Between Homes
Military wives know better than to plant perennials.
But I went ahead and did it anyway.
There's no stopping me, really, even when I know better: I am a gardener at heart, and planting things is what comes naturally. I'm also a total foodie--I eat my way through life's major events. Ask me about the births of my daughters and you will hear about The Best English Muffin Ever (turns out that labor makes you easily pleased) and the Paht See Yew of Mercy (which really was as good as I remembered it when I tried it later, months post-partum-desperation).
When it comes to food plants, there's only so far annuals will get you. Strawberries, for instance, and asparagus, and rhubarb, and tree fruits and nuts and cane fruits and Jerusalem artichokes all take a year or two or ten to bear. But I love them, so I planted them anyway, even though I had to real right to.
Or at least no real right to think that I would ever harvest them, and less right to hope that whoever next occupies my home will appreciate them, that they might care for them and harvest them and enjoy them or at the very least not bulldoze them under a putting green.
But I hope this, anyway.
Because we are moving now, from one coast to the opposite. I have the advantage of a long lead time, six months or so until we actually pull up roots. In theory this means lots of time to prepare, to do the root pruning perennials require before you dig them up and plant them elsewhere. In reality, it just means I'm in limbo.

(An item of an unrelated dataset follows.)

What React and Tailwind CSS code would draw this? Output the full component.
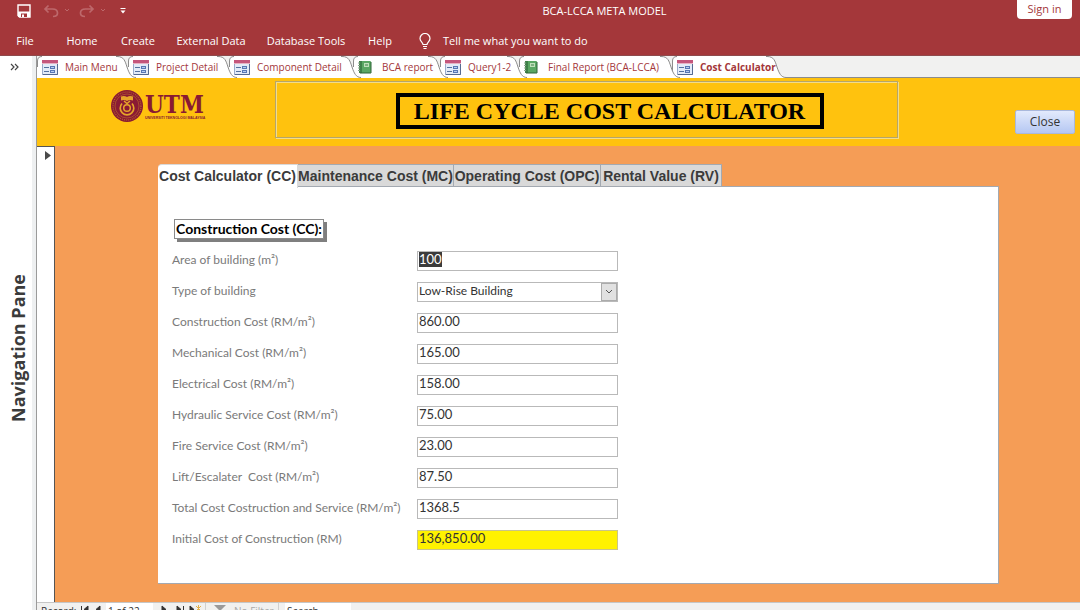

Because I am leaving behind more than my garden. I grew a community here, too. A church and a school district and friends. Sometimes I wonder if I had the right to do that, either. People here know me, they recognize me when I go to vote and when I take my kids on jogigng stroller rides. My local farmer stocks my favortie kind of milk at his farm stand and reserves half a hog for me from each fall's slaughter. One of my best friends raises my turkeys and chicken and eggs and--when I need a helping hand--my kids. The kids in my daugther's school write her notes like "Your mom is so cool," after I do worm presentations and teach them how to churn ice cream.
Six months' lead time becomes a period of forced dormancy, where you are afraid to grow any more new roots or reach your branches more deeply into your community, because you know each point of connection is one more that will be severed when it is time to leave. But at the same time, you cannot do the work you need to do, preparing the place where you will next grow, because you are not there yet. So many tasks in the garden (and life) rest on the belief that you will be there to reap the fruits of your labors. And if you're not, what's the point?
This is where I am: premature winter.
"You transplant well," my father reassured me, and on some level he is right: I have moved 9 times in the last 13 years, and I have weathered most of those moves mostly intact. There is reason to be optimistic that I will settle into my new place, and begin to put down roots.
Yet here, I have made a home. Here, I have flourished. And that is something I never accomplished in any of my previous moves, or for that matter the place where I spent the first 16 years of my life. The great metaphor of military spouses everywhere is that we are like turtles, carrying our homes on our backs. For me, at least, that has not been quite accurate. I can carry a home, I suppose, transporting it with me wherever I go. But I cannot carry a community, and it was here--this home I grew without really menaing to--that I learned that without deep connections to the surrounding community, my movable home was really more of a house.
Gardening is so much an act of faith, an opening to grace. You can control your soil fertility, your tilth, your seeds and your transplants. But the acts of God--rain, sun, and your first and last frosts--remain frustratingly out of your control. So you do the best you can with those thigns you can control, and pray for blessings elsewhere.
When I moved here I cried. It was not, I was sure, the kind of place where I would ever feel at home. Call it cosmic irony, but the place I did not want to come has become the place I do not want to leave.
So while I wait, while I am between, I will cultivate this: optimisim and faith. I will hope that my next move will again surprise me, reward me with blessings I could not have foreseen. In the meantime, I will tend my garden and my community as if I were still going to be here in year (or 10 or 100) because in doing so, I may make a space for the next person to call home.